* **Recorded information**:

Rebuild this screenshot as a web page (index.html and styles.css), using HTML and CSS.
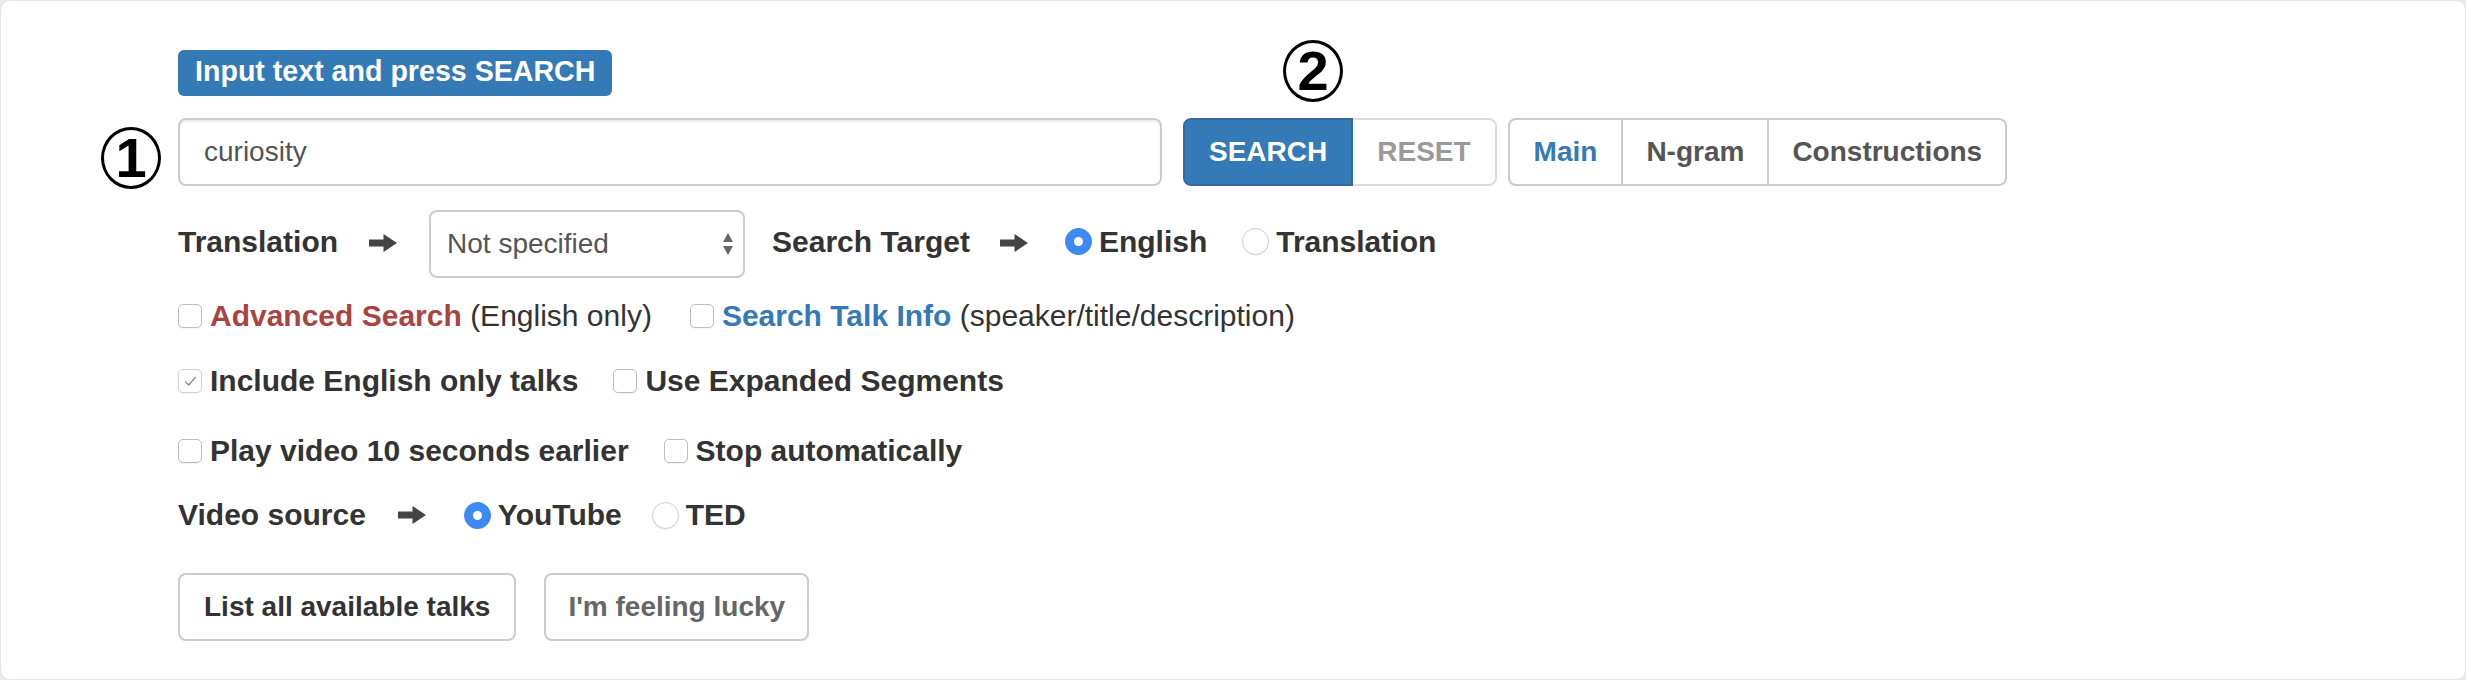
FILE: index.html
```html
<!DOCTYPE html>
<html lang="en">
<head>
<meta charset="utf-8">
<title>Search</title>
<link rel="stylesheet" href="styles.css">
</head>
<body>
<div class="panel">
  <div class="form">
    <span class="hint">Input text and press SEARCH</span>

    <div class="search-row">
      <input class="query" type="text" value="curiosity">
      <div class="btn-group">
        <button class="btn btn-primary">SEARCH</button>
        <button class="btn btn-muted">RESET</button>
      </div>
      <div class="btn-group tabs">
        <button class="btn btn-tab active">Main</button>
        <button class="btn btn-tab">N-gram</button>
        <button class="btn btn-tab">Constructions</button>
      </div>
    </div>

    <div class="row row-select">
      <span class="field-label">Translation</span>
      <svg class="arrow" viewBox="0 0 28 18" width="28" height="18"><path d="M0 5.5H14.5V0L28 9L14.5 18V12.5H0Z" fill="#444"/></svg>
      <div class="select">
        <span>Not specified</span>
        <svg viewBox="0 0 12 24" width="12" height="24"><path d="M1 10L6 1L11 10Z M1 14L11 14L6 23Z" fill="#666"/></svg>
      </div>
      <span class="field-label target">Search Target</span>
      <svg class="arrow" viewBox="0 0 28 18" width="28" height="18"><path d="M0 5.5H14.5V0L28 9L14.5 18V12.5H0Z" fill="#444"/></svg>
      <label class="opt first"><span class="radio on"></span><span>English</span></label>
      <label class="opt"><span class="radio"></span><span>Translation</span></label>
    </div>

    <div class="row">
      <label class="check"><span class="cb"></span><span><b class="red">Advanced Search</b> <span class="normal">(English only)</span></span></label>
      <label class="check wide"><span class="cb"></span><span><b class="blue">Search Talk Info</b> <span class="normal">(speaker/title/description)</span></span></label>
    </div>

    <div class="row r4">
      <label class="check"><span class="cb checked"><svg viewBox="0 0 24 24" width="17" height="17"><path d="M5 12.5L9.5 17L19 6" fill="none" stroke="#8a8a8a" stroke-width="1.8" stroke-linecap="round" stroke-linejoin="round"/></svg></span><span>Include English only talks</span></label>
      <label class="check"><span class="cb"></span><span>Use Expanded Segments</span></label>
    </div>

    <div class="row r5">
      <label class="check"><span class="cb"></span><span>Play video 10 seconds earlier</span></label>
      <label class="check"><span class="cb"></span><span>Stop automatically</span></label>
    </div>

    <div class="row r6">
      <span class="field-label">Video source</span>
      <svg class="arrow" viewBox="0 0 28 18" width="28" height="18"><path d="M0 5.5H14.5V0L28 9L14.5 18V12.5H0Z" fill="#444"/></svg>
      <label class="opt first"><span class="radio on"></span><span>YouTube</span></label>
      <label class="opt"><span class="radio"></span><span>TED</span></label>
    </div>

    <div class="row r7">
      <button class="btn btn-plain">List all available talks</button>
      <button class="btn btn-plain lucky">I'm feeling lucky</button>
    </div>
  </div>

  <span class="marker m1">1</span>
  <span class="marker m2">2</span>
</div>
</body>
</html>
```

FILE: styles.css
```css
* { box-sizing: border-box; }

html, body {
  margin: 0;
  padding: 0;
  background: #e9e9e9;
}

body {
  font-family: "Liberation Sans", Arial, Helvetica, sans-serif;
  color: #333;
}

.panel {
  position: relative;
  width: 2466px;
  height: 680px;
  background: #fff;
  border: 1px solid #e6e6e6;
  border-radius: 10px;
  padding: 49px 0 0 177px;
}

.form {
  display: flex;
  flex-direction: column;
  align-items: flex-start;
}

.hint {
  display: block;
  background: #337ab7;
  color: #fff;
  font-weight: bold;
  font-size: 28.6px;
  line-height: 29px;
  padding: 7px 17px 10px;
  border-radius: 6px;
}

.search-row {
  display: flex;
  align-items: center;
  margin-top: 22px;
}

.query {
  width: 984px;
  height: 68px;
  border: 2px solid #ccc;
  border-radius: 8px;
  padding: 0 24px;
  font-family: inherit;
  font-size: 28px;
  color: #555;
  box-shadow: inset 0 2px 2px rgba(0, 0, 0, 0.075);
  outline: none;
}

.btn-group {
  display: flex;
  margin-left: 21px;
}

.btn-group.tabs {
  margin-left: 11px;
}

.btn {
  height: 68px;
  padding: 0 24px;
  border: 2px solid #ccc;
  border-radius: 8px;
  background: #fff;
  font-family: inherit;
  font-weight: bold;
  font-size: 28px;
  color: #333;
  line-height: 40px;
}

.btn-group .btn + .btn {
  margin-left: -2px;
}

.btn-group .btn:not(:first-child) {
  border-top-left-radius: 0;
  border-bottom-left-radius: 0;
}

.btn-group .btn:not(:last-child) {
  border-top-right-radius: 0;
  border-bottom-right-radius: 0;
}

.btn-primary {
  background: #337ab7;
  border-color: #2e6da4;
  color: #fff;
  position: relative;
  z-index: 1;
}

.btn-muted {
  color: #9a9a9a;
  border-color: #ddd;
}

.btn-tab {
  color: #555;
}

.btn-tab.active {
  color: #337ab7;
}

.btn-tab + .btn-tab {
  padding: 0 23px;
}

.row {
  display: flex;
  align-items: center;
  height: 40px;
  margin-top: 18px;
  font-size: 30px;
  font-weight: bold;
}

.row-select {
  height: 68px;
  margin-top: 24px;
}

.row-select .field-label,
.row-select .opt {
  margin-bottom: 5px;
}

.row-select .arrow {
  margin-bottom: 3px;
}

.r4 { margin-top: 25px; }
.r5 { margin-top: 30px; }
.r6 { margin-top: 24px; }
.r7 { margin-top: 38px; height: 68px; }

.field-label {
  font-weight: bold;
}

.arrow {
  margin: 0 32px 0 31px;
  flex: none;
}

.select {
  width: 316px;
  height: 68px;
  border: 2px solid #ccc;
  border-radius: 8px;
  display: flex;
  align-items: center;
  justify-content: space-between;
  padding: 0 9px 0 16px;
  font-size: 28px;
  font-weight: normal;
  color: #555;
  margin-right: 27px;
}

.row-select .target + .arrow {
  margin: 0 37px 3px 30px;
}

.opt {
  display: flex;
  align-items: center;
  gap: 7px;
  margin-left: 35px;
}

.opt.first {
  margin-left: 0;
}

.r6 .arrow {
  margin: 0 38px 0 32px;
}

.r6 .opt:not(.first) {
  margin-left: 30px;
}

.radio {
  width: 27px;
  height: 27px;
  border-radius: 50%;
  background: #fff;
  border: 1px solid #cfcfcf;
  box-shadow: 0 1px 1px rgba(0, 0, 0, 0.06);
  flex: none;
  display: flex;
  align-items: center;
  justify-content: center;
}

.radio.on {
  background: #3d8af5;
  border-color: #3a84ec;
}

.radio.on::after {
  content: "";
  width: 9px;
  height: 9px;
  border-radius: 50%;
  background: #fff;
}

.check {
  display: flex;
  align-items: center;
  gap: 8px;
}

.check + .check {
  margin-left: 35px;
}

.check.wide {
  margin-left: 38px;
}

.cb {
  width: 24px;
  height: 24px;
  flex: none;
  border: 1.5px solid #bcbcbc;
  border-radius: 5px;
  background: #fff;
  box-shadow: 0 1px 1px rgba(0, 0, 0, 0.05);
  display: flex;
  align-items: center;
  justify-content: center;
}

.cb.checked {
  border-color: #d0d0d0;
}

.red { color: #a94442; }
.blue { color: #337ab7; }
.normal { font-weight: normal; }

.btn-plain + .btn-plain {
  margin-left: 28px;
}

.lucky {
  color: #666;
  padding: 0 22px;
}

.marker {
  position: absolute;
  width: 60px;
  height: 62px;
  border: 3px solid #000;
  border-radius: 50%;
  background: #fff;
  box-shadow: 0 0 0 2px #fff;
  display: flex;
  align-items: center;
  justify-content: center;
  font-family: "Liberation Sans", Arial, sans-serif;
  font-weight: bold;
  font-size: 56px;
  line-height: 1;
  color: #000;
}

.m1 {
  left: 100px;
  top: 126px;
}

.m2 {
  left: 1282px;
  top: 39px;
}
```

* **Instructions to follow**:
Extract each line from the listing that holds the word "index".

* **Final answer**:
Rebuild this screenshot as a web page (index.html and styles.css), using HTML and CSS.
FILE: index.html
  z-index: 1;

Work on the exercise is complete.